Rui Oliveira: “Pensei desistir dos Jogos para dar o lugar ao meu irmão”


Estamos no velódromo dos Jogos Olímpicos, nos arredores de Paris. Portugal acaba de ganhar uma medalha de ouro no ciclismo de pista, conquistada a pares, e Rui Oliveira, um dos campeões, chega ao pé da imprensa e desfaz-se em lágrimas. Com os lábios a tremer e os olhos encharcados, aquilo que lhe sai primeiro é dizer “nunca ganhei uma corrida na minha vida”. Não é rigorosamente verdade, porque já ganhou, mas é verdade que tem estado longe de conquistas há alguns anos.

E é por isso que Oliveira tem duvidado de si próprio. E é também por isso que pensou desistir destes Jogos Olímpicos, dizendo que lhe passou pela cabeça dar o lugar ao irmão, Ivo Oliveira.

“Passei alguns anos difíceis. O meu irmão também deveria estar aqui. E tenho orgulho de o representar a ele. Houve momentos em que pensei não vir aos Jogos e dar o lugar ao meu irmão, que passou momentos difíceis, se calhar mais do que eu”, disparou, emocionado.

Na selecção portuguesa para Paris, Iúri Leitão, como campeão do mundo de omnium, teria sempre um lugar quase garantido. Depois, faltava escolher o par.

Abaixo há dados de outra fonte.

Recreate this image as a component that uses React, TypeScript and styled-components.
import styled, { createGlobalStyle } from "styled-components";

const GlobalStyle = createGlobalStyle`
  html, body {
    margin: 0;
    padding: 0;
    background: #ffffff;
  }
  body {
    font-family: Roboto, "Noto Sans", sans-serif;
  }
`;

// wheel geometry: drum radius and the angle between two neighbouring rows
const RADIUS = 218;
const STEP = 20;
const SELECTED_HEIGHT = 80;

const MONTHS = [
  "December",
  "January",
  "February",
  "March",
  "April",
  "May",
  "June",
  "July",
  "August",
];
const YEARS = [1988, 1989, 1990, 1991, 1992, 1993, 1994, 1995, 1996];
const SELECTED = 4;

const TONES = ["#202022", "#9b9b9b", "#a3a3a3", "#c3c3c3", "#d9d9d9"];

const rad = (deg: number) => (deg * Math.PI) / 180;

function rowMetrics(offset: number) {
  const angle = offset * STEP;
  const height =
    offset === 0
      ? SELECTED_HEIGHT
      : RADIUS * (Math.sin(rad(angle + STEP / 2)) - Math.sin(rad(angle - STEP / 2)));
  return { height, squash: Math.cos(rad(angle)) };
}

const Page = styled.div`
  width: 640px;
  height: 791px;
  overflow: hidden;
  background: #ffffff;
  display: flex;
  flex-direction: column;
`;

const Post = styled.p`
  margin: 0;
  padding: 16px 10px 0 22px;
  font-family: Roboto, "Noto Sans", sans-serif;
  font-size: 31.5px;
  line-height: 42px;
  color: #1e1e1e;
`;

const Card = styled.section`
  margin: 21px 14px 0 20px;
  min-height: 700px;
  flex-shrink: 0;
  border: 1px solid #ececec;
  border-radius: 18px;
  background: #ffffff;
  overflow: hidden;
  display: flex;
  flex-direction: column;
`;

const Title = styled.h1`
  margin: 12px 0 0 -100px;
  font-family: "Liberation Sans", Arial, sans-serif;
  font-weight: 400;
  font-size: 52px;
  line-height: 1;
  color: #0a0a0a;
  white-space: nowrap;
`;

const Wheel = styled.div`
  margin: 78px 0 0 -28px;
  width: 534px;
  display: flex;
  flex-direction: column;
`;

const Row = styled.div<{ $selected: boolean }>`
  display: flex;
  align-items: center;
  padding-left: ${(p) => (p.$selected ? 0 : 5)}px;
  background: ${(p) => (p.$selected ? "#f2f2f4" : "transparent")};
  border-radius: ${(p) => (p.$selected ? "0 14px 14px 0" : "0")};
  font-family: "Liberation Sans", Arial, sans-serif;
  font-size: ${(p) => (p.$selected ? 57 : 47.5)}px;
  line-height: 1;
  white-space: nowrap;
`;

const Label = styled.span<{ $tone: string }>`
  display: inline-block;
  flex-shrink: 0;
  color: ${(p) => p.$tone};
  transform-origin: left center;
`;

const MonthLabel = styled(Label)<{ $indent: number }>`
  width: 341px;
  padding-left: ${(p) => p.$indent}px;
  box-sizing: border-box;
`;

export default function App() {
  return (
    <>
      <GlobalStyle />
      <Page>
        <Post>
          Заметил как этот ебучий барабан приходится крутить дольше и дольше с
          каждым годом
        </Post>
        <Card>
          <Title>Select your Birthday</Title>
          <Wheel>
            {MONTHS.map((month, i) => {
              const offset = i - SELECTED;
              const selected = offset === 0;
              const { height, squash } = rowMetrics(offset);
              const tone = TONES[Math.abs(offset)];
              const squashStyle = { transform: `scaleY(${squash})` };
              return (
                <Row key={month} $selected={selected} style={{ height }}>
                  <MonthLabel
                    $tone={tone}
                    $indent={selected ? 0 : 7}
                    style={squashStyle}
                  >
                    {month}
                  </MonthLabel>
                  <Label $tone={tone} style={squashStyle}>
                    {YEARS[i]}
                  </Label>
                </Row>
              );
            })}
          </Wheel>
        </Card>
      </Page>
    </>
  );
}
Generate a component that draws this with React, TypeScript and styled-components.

Rui Oliveira e Ivo Oliveira, irmãos gémeos, eram os candidatos mais fortes, embora também houvesse boa qualidade em João Matias. Portugal teve de escolher e um dos irmãos ficou fora.

Rui Oliveira esteve numa montanha-russa de emoções enquanto falou com a imprensa portuguesa. Chorou, tremeu, sorriu, disse um par de piadas, surpreendeu-se com informações que recebia, parou o discurso pelo cansaço, respirou fundo e perdeu-se a meio das frases, levado pela emoção.

“Ser atleta é duvidares de ti mesmo muitas vezes. Passei por muitas incertezas. Já estive perto de ganhar muitas vezes. Fiz quartos e segundos lugares muitas vezes. Foram muitas frustrações acumuladas. E nunca, nunca, nunca na minha vida pensei que poderia estar aqui a discutir o ouro. Isto é um sonho. Ainda não estou em mim. Não sei o que dizer mais”.

Iuri Leitão sentiu que isto seria possível

Rui Oliveira e Iúri Leitão correram como dupla, mas vieram para esta corrida com perspectivas diferentes. Rui estava com incertezas, até pelas más sensações que teve no treino do dia anterior, com algumas dificuldades para respirar – contou-nos Leitão, dizendo que lhe pediu calma e o tranquilizou, porque aquilo era só ansiedade.

E Iúri estava numa posição mental bem diferente quando veio para o velódromo. “Ontem, ouvi que o Pichardo foi apenas o segundo da história de Portugal com ouro e prata na carreira. E eu pensei ‘na forma que eu estou e com o colega que eu tenho e com a táctica perfeita, acho que isto não me vai escapar’. Estava confiante num bom resultado e disse ao Rui que hoje ia ser o nosso dia”.

Mas se Leitão se sentia melhor do que Rui no plano mental, isso não foi assim no domínio físico. No fundo, Leitão foi resgatar Oliveira no plano psicológico e Oliveira resgatou-o na falência física. “O cansaço de quinta-feira começou a mostrar-se. Avisei o Rui de que não estava no meu melhor dia, mas isto não é uma corrida só de um ciclista. Se eu no final consegui ir buscar forças onde não as tinha foi muito pelo Rui. Ele só teve uma oportunidade de competir e eu tive duas. Não seria justo deixá-lo na mão”.

O duplo medalhado nestes Jogos confidenciou ainda que a táctica de corrida, com uma primeira fase mais modesta, era uma estratégia, já que “sabia que os últimos cinco minutos seriam fundamentais, a fadiga iria instalar-se” e iriam ter “a última bala para gastar”.

Leitão, apesar do cansaço, prestou-se a fazer uma leitura de corrida bastante detalhada, explicando as várias fases por que a dupla passou. “Esta prova corre-se mais com experiência do que previsões. Aqui temos de ser muito frios e saber ler a prova. Analisar que equipas estavam a gastar muita ou pouca energia. Somos conhecidos pelos adversários por sermos muito frios e por termos sempre uma palavra a dizer na parte final”.